# [SOURCE MATERIAL]
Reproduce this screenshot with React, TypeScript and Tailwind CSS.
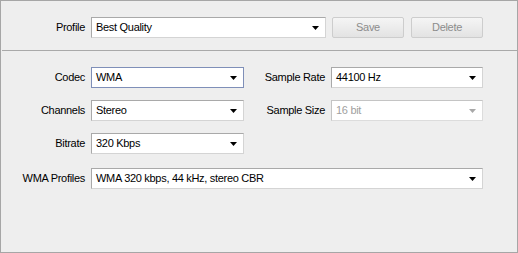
import React from "react";

function Arrow({ disabled }: { disabled?: boolean }) {
  return (
    <svg width="7" height="4" viewBox="0 0 7 4" className="shrink-0">
      <polygon points="0,0 7,0 3.5,4" fill={disabled ? "#a8a8a8" : "#000"} />
    </svg>
  );
}

function Combo({
  value,
  w,
  focused,
  disabled,
}: {
  value: string;
  w: string;
  focused?: boolean;
  disabled?: boolean;
}) {
  const border = focused
    ? "border-[#7f8fb8]"
    : disabled
    ? "border-t-[#c4c4c4] border-l-[#c4c4c4] border-r-[#dcdcdc] border-b-[#dcdcdc]"
    : "border-t-[#a9a9a9] border-l-[#a9a9a9] border-r-[#d4d4d4] border-b-[#d4d4d4]";
  return (
    <div
      className={`${w} h-[21px] flex items-center justify-between bg-white border ${border} pl-[4px] pr-[6px]`}
    >
      <span className={disabled ? "text-[#a0a0a0]" : "text-black"}>{value}</span>
      <Arrow disabled={disabled} />
    </div>
  );
}

function Button({ label }: { label: string }) {
  return (
    <div className="w-[72px] h-[21px] flex items-center justify-center border border-[#cdcdcd] rounded-[2px] bg-gradient-to-b from-[#f5f5f5] to-[#e3e3e3] text-[#8c8c8c]">
      {label}
    </div>
  );
}

function Label({ text, w }: { text: string; w: string }) {
  return <div className={`${w} text-right text-black pr-[6px]`}>{text}</div>;
}

export default function App() {
  return (
    <div
      className="w-[518px] h-[253px] bg-[#eeeeee] border border-[#a6a6a6] text-[11px] tracking-[-0.3px] flex flex-col"
      style={{ fontFamily: '"Liberation Sans", Arial, sans-serif' }}
    >
      <div className="pt-[16px] pb-[12px] flex items-center">
        <Label text="Profile" w="w-[90px]" />
        <Combo value="Best Quality" w="w-[235px]" />
        <div className="ml-[6px]">
          <Button label="Save" />
        </div>
        <div className="ml-[7px]">
          <Button label="Delete" />
        </div>
      </div>
      <div className="ml-[1px] border-t border-[#a9a9a9]" />
      <div className="pt-[16px] flex flex-col">
        <div className="flex items-center h-[21px]">
          <Label text="Codec" w="w-[90px]" />
          <Combo value="WMA" w="w-[153px]" focused />
          <Label text="Sample Rate" w="w-[87px]" />
          <Combo value="44100 Hz" w="w-[152px]" />
        </div>
        <div className="flex items-center h-[21px] mt-[12px]">
          <Label text="Channels" w="w-[90px]" />
          <Combo value="Stereo" w="w-[153px]" />
          <Label text="Sample Size" w="w-[87px]" />
          <Combo value="16 bit" w="w-[152px]" disabled />
        </div>
        <div className="flex items-center h-[21px] mt-[12px]">
          <Label text="Bitrate" w="w-[90px]" />
          <Combo value="320 Kbps" w="w-[153px]" />
        </div>
        <div className="flex items-center h-[21px] mt-[14px]">
          <Label text="WMA Profiles" w="w-[90px]" />
          <Combo value="WMA 320 kbps, 44 kHz, stereo CBR" w="w-[392px]" />
        </div>
      </div>
    </div>
  );
}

# [EXERCISE BRIEF]
Output each line exactly; omit every picture.

# [SOLUTION FOR THIS PROBLEM]
Reproduce this screenshot with React, TypeScript and Tailwind CSS.
import React from "react";

function Arrow({ disabled }: { disabled?: boolean }) {
  return (
    <svg width="7" height="4" viewBox="0 0 7 4" className="shrink-0">
      <polygon points="0,0 7,0 3.5,4" fill={disabled ? "#a8a8a8" : "#000"} />
    </svg>
  );
}

function Combo({
  value,
  w,
  focused,
  disabled,
}: {
  value: string;
  w: string;
  focused?: boolean;
  disabled?: boolean;
}) {
  const border = focused
    ? "border-[#7f8fb8]"
    : disabled
    ? "border-t-[#c4c4c4] border-l-[#c4c4c4] border-r-[#dcdcdc] border-b-[#dcdcdc]"
    : "border-t-[#a9a9a9] border-l-[#a9a9a9] border-r-[#d4d4d4] border-b-[#d4d4d4]";
  return (
    <div
      className={`${w} h-[21px] flex items-center justify-between bg-white border ${border} pl-[4px] pr-[6px]`}
    >
      <span className={disabled ? "text-[#a0a0a0]" : "text-black"}>{value}</span>
      <Arrow disabled={disabled} />
    </div>
  );
}

function Button({ label }: { label: string }) {
  return (
    <div className="w-[72px] h-[21px] flex items-center justify-center border border-[#cdcdcd] rounded-[2px] bg-gradient-to-b from-[#f5f5f5] to-[#e3e3e3] text-[#8c8c8c]">
      {label}
    </div>
  );
}

function Label({ text, w }: { text: string; w: string }) {
  return <div className={`${w} text-right text-black pr-[6px]`}>{text}</div>;
}

export default function App() {
  return (
    <div
      className="w-[518px] h-[253px] bg-[#eeeeee] border border-[#a6a6a6] text-[11px] tracking-[-0.3px] flex flex-col"
      style={{ fontFamily: '"Liberation Sans", Arial, sans-serif' }}
    >
      <div className="pt-[16px] pb-[12px] flex items-center">
        <Label text="Profile" w="w-[90px]" />
        <Combo value="Best Quality" w="w-[235px]" />
        <div className="ml-[6px]">
          <Button label="Save" />
        </div>
        <div className="ml-[7px]">
          <Button label="Delete" />
        </div>
      </div>
      <div className="ml-[1px] border-t border-[#a9a9a9]" />
      <div className="pt-[16px] flex flex-col">
        <div className="flex items-center h-[21px]">
          <Label text="Codec" w="w-[90px]" />
          <Combo value="WMA" w="w-[153px]" focused />
          <Label text="Sample Rate" w="w-[87px]" />
          <Combo value="44100 Hz" w="w-[152px]" />
        </div>
        <div className="flex items-center h-[21px] mt-[12px]">
          <Label text="Channels" w="w-[90px]" />
          <Combo value="Stereo" w="w-[153px]" />
          <Label text="Sample Size" w="w-[87px]" />
          <Combo value="16 bit" w="w-[152px]" disabled />
        </div>
        <div className="flex items-center h-[21px] mt-[12px]">
          <Label text="Bitrate" w="w-[90px]" />
          <Combo value="320 Kbps" w="w-[153px]" />
        </div>
        <div className="flex items-center h-[21px] mt-[14px]">
          <Label text="WMA Profiles" w="w-[90px]" />
          <Combo value="WMA 320 kbps, 44 kHz, stereo CBR" w="w-[392px]" />
        </div>
      </div>
    </div>
  );
}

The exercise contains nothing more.